SET TASK.
Write out each line word for word. Drop pictures.

INFORMATION PROVIDED.
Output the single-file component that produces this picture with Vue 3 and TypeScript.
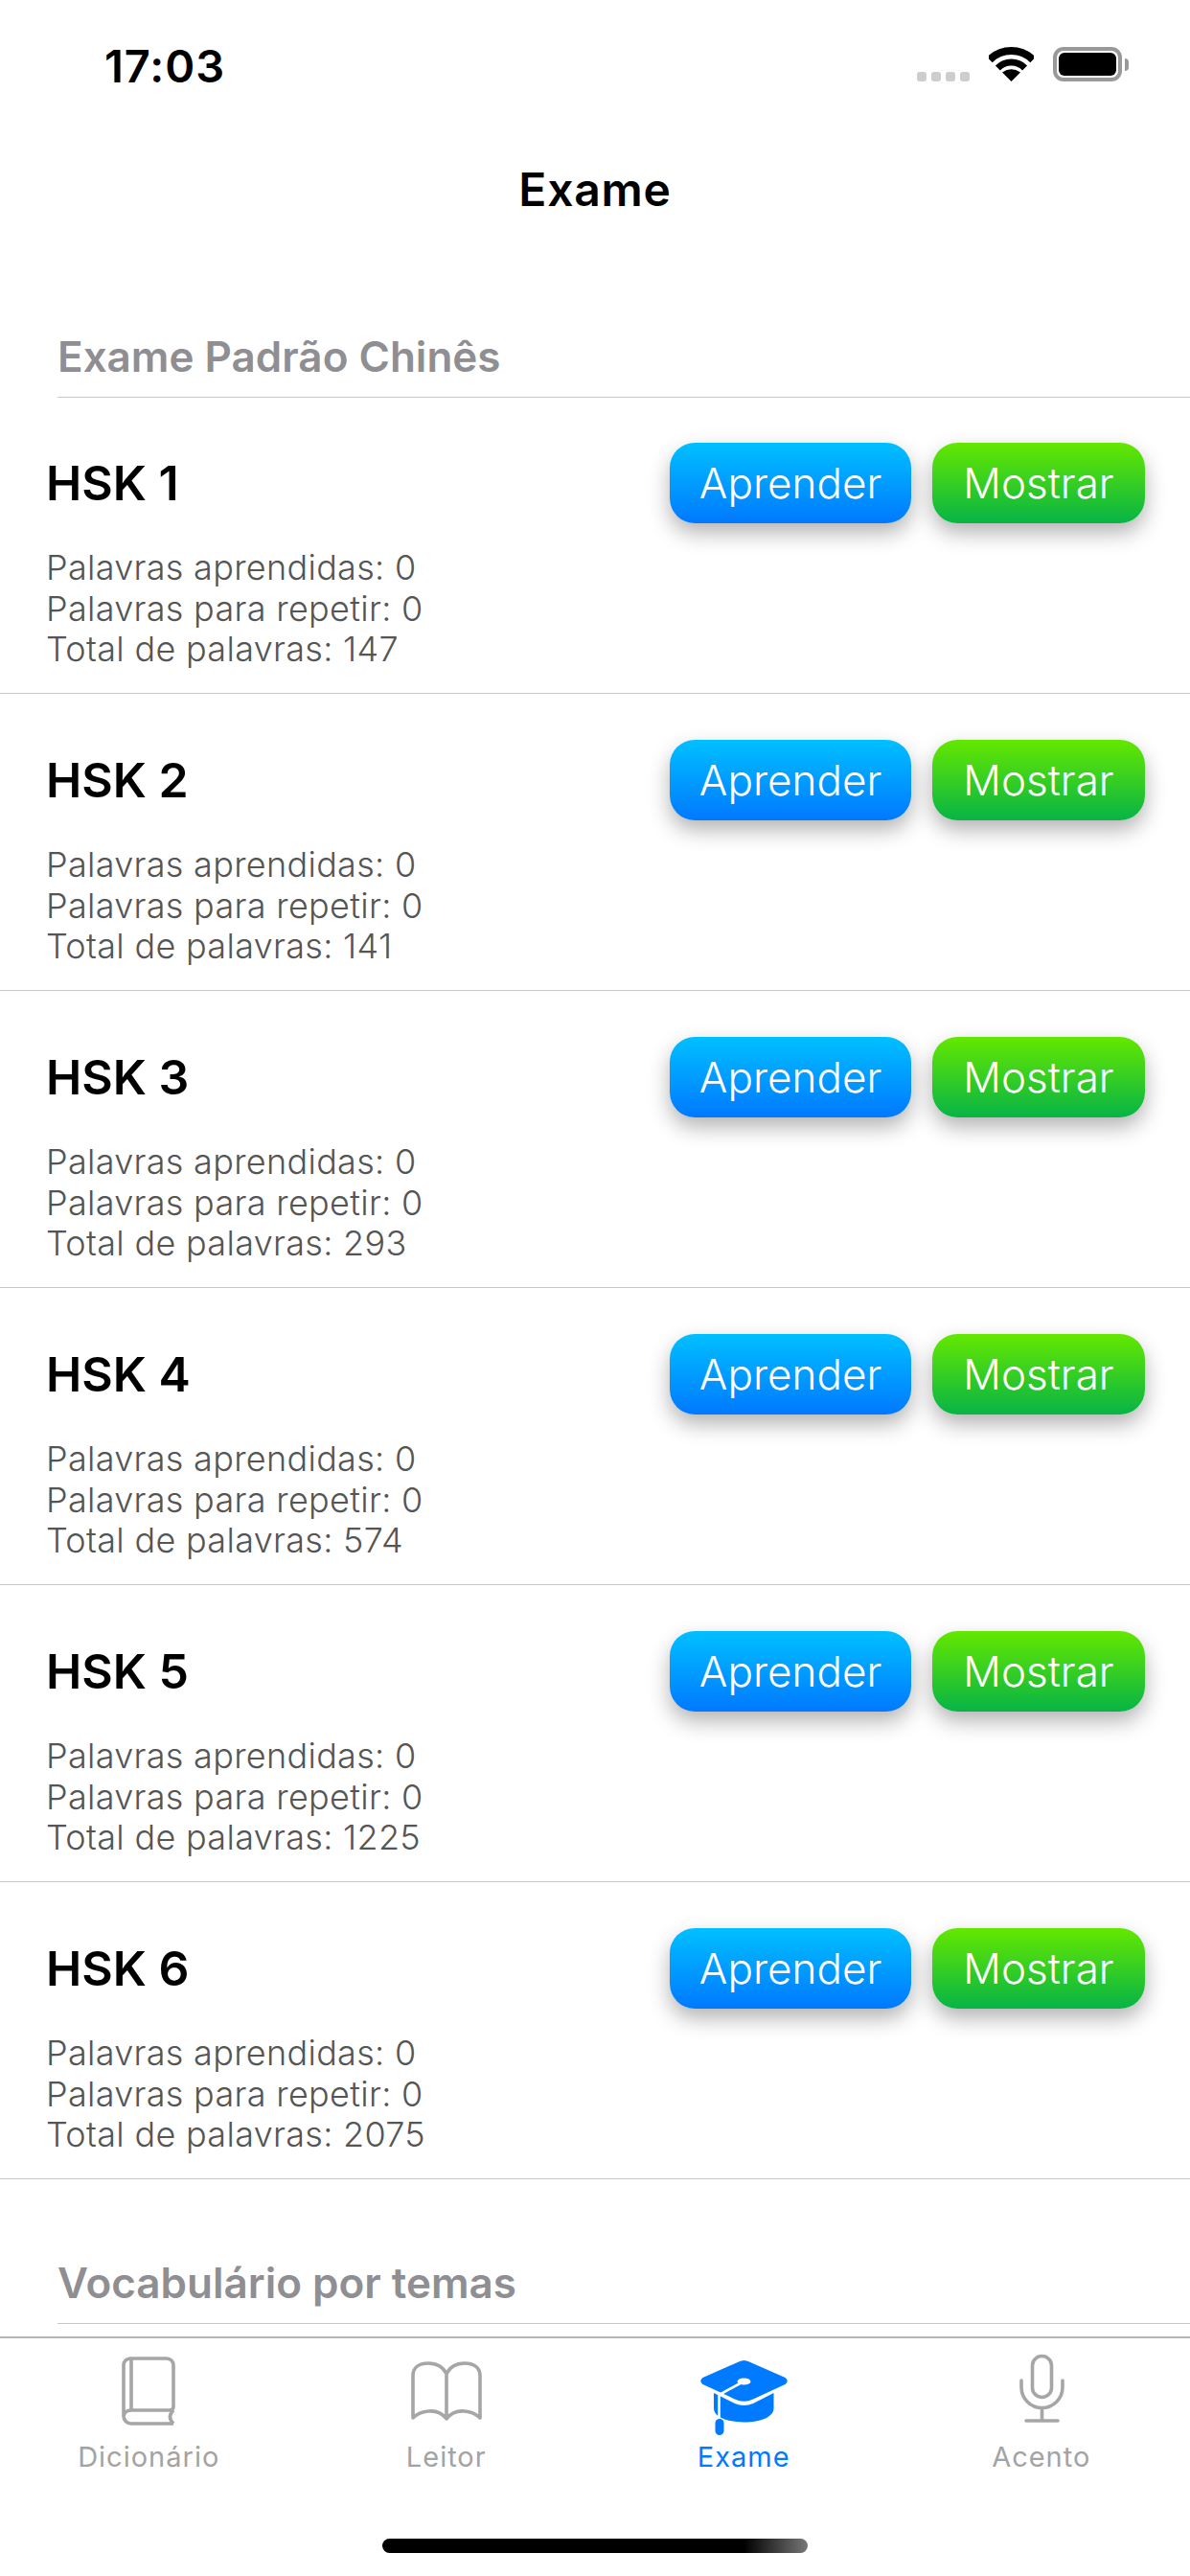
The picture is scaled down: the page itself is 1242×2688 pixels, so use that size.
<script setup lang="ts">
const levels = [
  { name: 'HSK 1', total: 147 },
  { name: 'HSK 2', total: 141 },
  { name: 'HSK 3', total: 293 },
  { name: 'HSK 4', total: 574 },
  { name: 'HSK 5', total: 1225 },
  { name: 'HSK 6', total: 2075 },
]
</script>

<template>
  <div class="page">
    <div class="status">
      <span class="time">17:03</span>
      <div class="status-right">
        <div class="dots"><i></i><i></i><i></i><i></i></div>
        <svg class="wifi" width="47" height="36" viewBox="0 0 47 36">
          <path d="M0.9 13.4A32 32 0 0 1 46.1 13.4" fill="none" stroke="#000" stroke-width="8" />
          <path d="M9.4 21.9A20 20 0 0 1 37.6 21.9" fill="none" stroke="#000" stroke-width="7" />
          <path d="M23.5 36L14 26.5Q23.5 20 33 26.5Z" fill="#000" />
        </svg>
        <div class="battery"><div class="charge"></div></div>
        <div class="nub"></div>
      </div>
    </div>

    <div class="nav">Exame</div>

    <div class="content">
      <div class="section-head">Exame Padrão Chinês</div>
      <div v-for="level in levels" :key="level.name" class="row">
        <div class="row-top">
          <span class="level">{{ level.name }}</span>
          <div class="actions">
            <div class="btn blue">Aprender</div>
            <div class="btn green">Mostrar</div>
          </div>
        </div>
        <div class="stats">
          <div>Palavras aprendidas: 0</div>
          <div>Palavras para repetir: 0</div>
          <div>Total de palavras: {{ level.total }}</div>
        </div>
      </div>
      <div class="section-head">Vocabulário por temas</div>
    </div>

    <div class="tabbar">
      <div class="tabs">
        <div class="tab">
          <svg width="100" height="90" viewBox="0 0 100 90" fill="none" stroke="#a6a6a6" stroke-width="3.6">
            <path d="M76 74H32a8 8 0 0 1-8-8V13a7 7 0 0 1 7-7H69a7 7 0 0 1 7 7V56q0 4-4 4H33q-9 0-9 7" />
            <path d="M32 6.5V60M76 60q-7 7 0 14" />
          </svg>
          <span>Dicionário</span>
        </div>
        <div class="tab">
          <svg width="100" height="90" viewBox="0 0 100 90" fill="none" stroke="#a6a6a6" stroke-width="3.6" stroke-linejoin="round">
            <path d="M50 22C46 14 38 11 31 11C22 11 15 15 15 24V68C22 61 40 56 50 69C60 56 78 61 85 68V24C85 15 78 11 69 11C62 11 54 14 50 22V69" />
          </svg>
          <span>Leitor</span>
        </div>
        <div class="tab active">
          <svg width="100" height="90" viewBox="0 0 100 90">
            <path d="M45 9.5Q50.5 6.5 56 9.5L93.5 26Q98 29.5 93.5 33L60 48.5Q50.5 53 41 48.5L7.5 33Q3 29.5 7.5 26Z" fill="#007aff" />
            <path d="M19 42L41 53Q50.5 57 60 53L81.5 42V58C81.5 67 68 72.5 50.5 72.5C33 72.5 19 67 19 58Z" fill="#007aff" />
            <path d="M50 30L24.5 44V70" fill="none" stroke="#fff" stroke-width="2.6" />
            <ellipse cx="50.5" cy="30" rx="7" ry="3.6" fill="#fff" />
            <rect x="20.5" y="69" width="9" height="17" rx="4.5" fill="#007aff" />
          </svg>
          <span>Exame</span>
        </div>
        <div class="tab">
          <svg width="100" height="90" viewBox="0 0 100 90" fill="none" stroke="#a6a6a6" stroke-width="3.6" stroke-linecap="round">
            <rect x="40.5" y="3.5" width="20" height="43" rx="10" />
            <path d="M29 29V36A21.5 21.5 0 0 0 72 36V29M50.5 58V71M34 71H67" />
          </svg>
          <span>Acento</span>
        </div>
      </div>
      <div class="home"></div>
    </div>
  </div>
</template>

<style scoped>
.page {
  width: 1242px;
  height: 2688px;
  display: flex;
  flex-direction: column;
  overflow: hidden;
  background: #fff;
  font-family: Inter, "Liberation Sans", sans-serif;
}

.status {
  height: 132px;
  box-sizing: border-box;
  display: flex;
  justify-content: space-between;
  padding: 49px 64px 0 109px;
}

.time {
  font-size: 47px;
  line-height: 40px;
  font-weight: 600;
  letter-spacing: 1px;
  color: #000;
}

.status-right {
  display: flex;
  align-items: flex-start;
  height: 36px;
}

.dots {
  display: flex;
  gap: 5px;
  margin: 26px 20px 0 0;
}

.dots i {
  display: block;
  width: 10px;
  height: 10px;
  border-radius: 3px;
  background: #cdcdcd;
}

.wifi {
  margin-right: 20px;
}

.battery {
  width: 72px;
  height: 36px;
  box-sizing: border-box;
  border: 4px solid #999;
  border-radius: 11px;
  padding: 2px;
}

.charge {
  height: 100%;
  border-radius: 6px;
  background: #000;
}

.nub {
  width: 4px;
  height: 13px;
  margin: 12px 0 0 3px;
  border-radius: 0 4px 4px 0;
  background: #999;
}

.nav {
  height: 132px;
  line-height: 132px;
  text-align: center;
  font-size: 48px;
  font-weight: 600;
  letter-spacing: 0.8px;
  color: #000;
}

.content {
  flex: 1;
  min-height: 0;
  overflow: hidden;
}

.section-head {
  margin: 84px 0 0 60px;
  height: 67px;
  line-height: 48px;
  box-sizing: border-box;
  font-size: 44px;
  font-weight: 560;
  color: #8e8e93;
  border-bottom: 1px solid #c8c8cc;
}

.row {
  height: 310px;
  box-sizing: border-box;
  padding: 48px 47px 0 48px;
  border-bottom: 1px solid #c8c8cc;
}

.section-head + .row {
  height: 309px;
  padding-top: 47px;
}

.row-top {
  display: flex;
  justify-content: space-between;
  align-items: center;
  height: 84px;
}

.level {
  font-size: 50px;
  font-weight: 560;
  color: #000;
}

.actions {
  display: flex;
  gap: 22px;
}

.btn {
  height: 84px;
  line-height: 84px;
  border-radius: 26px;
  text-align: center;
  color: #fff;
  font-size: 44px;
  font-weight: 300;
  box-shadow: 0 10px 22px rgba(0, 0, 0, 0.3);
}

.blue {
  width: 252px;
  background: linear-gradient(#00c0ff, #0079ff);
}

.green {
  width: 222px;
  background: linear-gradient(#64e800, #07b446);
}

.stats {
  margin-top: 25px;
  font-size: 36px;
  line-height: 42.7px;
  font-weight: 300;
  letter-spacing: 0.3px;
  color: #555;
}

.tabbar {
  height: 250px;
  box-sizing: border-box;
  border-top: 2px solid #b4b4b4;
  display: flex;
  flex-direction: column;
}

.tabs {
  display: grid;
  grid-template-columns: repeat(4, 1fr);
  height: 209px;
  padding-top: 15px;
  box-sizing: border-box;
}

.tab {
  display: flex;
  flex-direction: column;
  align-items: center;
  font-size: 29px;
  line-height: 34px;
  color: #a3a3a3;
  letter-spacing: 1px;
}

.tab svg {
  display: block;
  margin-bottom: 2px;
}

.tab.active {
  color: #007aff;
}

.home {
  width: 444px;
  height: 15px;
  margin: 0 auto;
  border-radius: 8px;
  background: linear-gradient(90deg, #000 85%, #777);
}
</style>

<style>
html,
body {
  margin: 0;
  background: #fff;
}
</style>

RIGHT ANSWER.
Output the single-file component that produces this picture with Vue 3 and TypeScript.
The picture is scaled down: the page itself is 1242×2688 pixels, so use that size.
<script setup lang="ts">
const levels = [
  { name: 'HSK 1', total: 147 },
  { name: 'HSK 2', total: 141 },
  { name: 'HSK 3', total: 293 },
  { name: 'HSK 4', total: 574 },
  { name: 'HSK 5', total: 1225 },
  { name: 'HSK 6', total: 2075 },
]
</script>

<template>
  <div class="page">
    <div class="status">
      <span class="time">17:03</span>
      <div class="status-right">
        <div class="dots"><i></i><i></i><i></i><i></i></div>
        <svg class="wifi" width="47" height="36" viewBox="0 0 47 36">
          <path d="M0.9 13.4A32 32 0 0 1 46.1 13.4" fill="none" stroke="#000" stroke-width="8" />
          <path d="M9.4 21.9A20 20 0 0 1 37.6 21.9" fill="none" stroke="#000" stroke-width="7" />
          <path d="M23.5 36L14 26.5Q23.5 20 33 26.5Z" fill="#000" />
        </svg>
        <div class="battery"><div class="charge"></div></div>
        <div class="nub"></div>
      </div>
    </div>

    <div class="nav">Exame</div>

    <div class="content">
      <div class="section-head">Exame Padrão Chinês</div>
      <div v-for="level in levels" :key="level.name" class="row">
        <div class="row-top">
          <span class="level">{{ level.name }}</span>
          <div class="actions">
            <div class="btn blue">Aprender</div>
            <div class="btn green">Mostrar</div>
          </div>
        </div>
        <div class="stats">
          <div>Palavras aprendidas: 0</div>
          <div>Palavras para repetir: 0</div>
          <div>Total de palavras: {{ level.total }}</div>
        </div>
      </div>
      <div class="section-head">Vocabulário por temas</div>
    </div>

    <div class="tabbar">
      <div class="tabs">
        <div class="tab">
          <svg width="100" height="90" viewBox="0 0 100 90" fill="none" stroke="#a6a6a6" stroke-width="3.6">
            <path d="M76 74H32a8 8 0 0 1-8-8V13a7 7 0 0 1 7-7H69a7 7 0 0 1 7 7V56q0 4-4 4H33q-9 0-9 7" />
            <path d="M32 6.5V60M76 60q-7 7 0 14" />
          </svg>
          <span>Dicionário</span>
        </div>
        <div class="tab">
          <svg width="100" height="90" viewBox="0 0 100 90" fill="none" stroke="#a6a6a6" stroke-width="3.6" stroke-linejoin="round">
            <path d="M50 22C46 14 38 11 31 11C22 11 15 15 15 24V68C22 61 40 56 50 69C60 56 78 61 85 68V24C85 15 78 11 69 11C62 11 54 14 50 22V69" />
          </svg>
          <span>Leitor</span>
        </div>
        <div class="tab active">
          <svg width="100" height="90" viewBox="0 0 100 90">
            <path d="M45 9.5Q50.5 6.5 56 9.5L93.5 26Q98 29.5 93.5 33L60 48.5Q50.5 53 41 48.5L7.5 33Q3 29.5 7.5 26Z" fill="#007aff" />
            <path d="M19 42L41 53Q50.5 57 60 53L81.5 42V58C81.5 67 68 72.5 50.5 72.5C33 72.5 19 67 19 58Z" fill="#007aff" />
            <path d="M50 30L24.5 44V70" fill="none" stroke="#fff" stroke-width="2.6" />
            <ellipse cx="50.5" cy="30" rx="7" ry="3.6" fill="#fff" />
            <rect x="20.5" y="69" width="9" height="17" rx="4.5" fill="#007aff" />
          </svg>
          <span>Exame</span>
        </div>
        <div class="tab">
          <svg width="100" height="90" viewBox="0 0 100 90" fill="none" stroke="#a6a6a6" stroke-width="3.6" stroke-linecap="round">
            <rect x="40.5" y="3.5" width="20" height="43" rx="10" />
            <path d="M29 29V36A21.5 21.5 0 0 0 72 36V29M50.5 58V71M34 71H67" />
          </svg>
          <span>Acento</span>
        </div>
      </div>
      <div class="home"></div>
    </div>
  </div>
</template>

<style scoped>
.page {
  width: 1242px;
  height: 2688px;
  display: flex;
  flex-direction: column;
  overflow: hidden;
  background: #fff;
  font-family: Inter, "Liberation Sans", sans-serif;
}

.status {
  height: 132px;
  box-sizing: border-box;
  display: flex;
  justify-content: space-between;
  padding: 49px 64px 0 109px;
}

.time {
  font-size: 47px;
  line-height: 40px;
  font-weight: 600;
  letter-spacing: 1px;
  color: #000;
}

.status-right {
  display: flex;
  align-items: flex-start;
  height: 36px;
}

.dots {
  display: flex;
  gap: 5px;
  margin: 26px 20px 0 0;
}

.dots i {
  display: block;
  width: 10px;
  height: 10px;
  border-radius: 3px;
  background: #cdcdcd;
}

.wifi {
  margin-right: 20px;
}

.battery {
  width: 72px;
  height: 36px;
  box-sizing: border-box;
  border: 4px solid #999;
  border-radius: 11px;
  padding: 2px;
}

.charge {
  height: 100%;
  border-radius: 6px;
  background: #000;
}

.nub {
  width: 4px;
  height: 13px;
  margin: 12px 0 0 3px;
  border-radius: 0 4px 4px 0;
  background: #999;
}

.nav {
  height: 132px;
  line-height: 132px;
  text-align: center;
  font-size: 48px;
  font-weight: 600;
  letter-spacing: 0.8px;
  color: #000;
}

.content {
  flex: 1;
  min-height: 0;
  overflow: hidden;
}

.section-head {
  margin: 84px 0 0 60px;
  height: 67px;
  line-height: 48px;
  box-sizing: border-box;
  font-size: 44px;
  font-weight: 560;
  color: #8e8e93;
  border-bottom: 1px solid #c8c8cc;
}

.row {
  height: 310px;
  box-sizing: border-box;
  padding: 48px 47px 0 48px;
  border-bottom: 1px solid #c8c8cc;
}

.section-head + .row {
  height: 309px;
  padding-top: 47px;
}

.row-top {
  display: flex;
  justify-content: space-between;
  align-items: center;
  height: 84px;
}

.level {
  font-size: 50px;
  font-weight: 560;
  color: #000;
}

.actions {
  display: flex;
  gap: 22px;
}

.btn {
  height: 84px;
  line-height: 84px;
  border-radius: 26px;
  text-align: center;
  color: #fff;
  font-size: 44px;
  font-weight: 300;
  box-shadow: 0 10px 22px rgba(0, 0, 0, 0.3);
}

.blue {
  width: 252px;
  background: linear-gradient(#00c0ff, #0079ff);
}

.green {
  width: 222px;
  background: linear-gradient(#64e800, #07b446);
}

.stats {
  margin-top: 25px;
  font-size: 36px;
  line-height: 42.7px;
  font-weight: 300;
  letter-spacing: 0.3px;
  color: #555;
}

.tabbar {
  height: 250px;
  box-sizing: border-box;
  border-top: 2px solid #b4b4b4;
  display: flex;
  flex-direction: column;
}

.tabs {
  display: grid;
  grid-template-columns: repeat(4, 1fr);
  height: 209px;
  padding-top: 15px;
  box-sizing: border-box;
}

.tab {
  display: flex;
  flex-direction: column;
  align-items: center;
  font-size: 29px;
  line-height: 34px;
  color: #a3a3a3;
  letter-spacing: 1px;
}

.tab svg {
  display: block;
  margin-bottom: 2px;
}

.tab.active {
  color: #007aff;
}

.home {
  width: 444px;
  height: 15px;
  margin: 0 auto;
  border-radius: 8px;
  background: linear-gradient(90deg, #000 85%, #777);
}
</style>

<style>
html,
body {
  margin: 0;
  background: #fff;
}
</style>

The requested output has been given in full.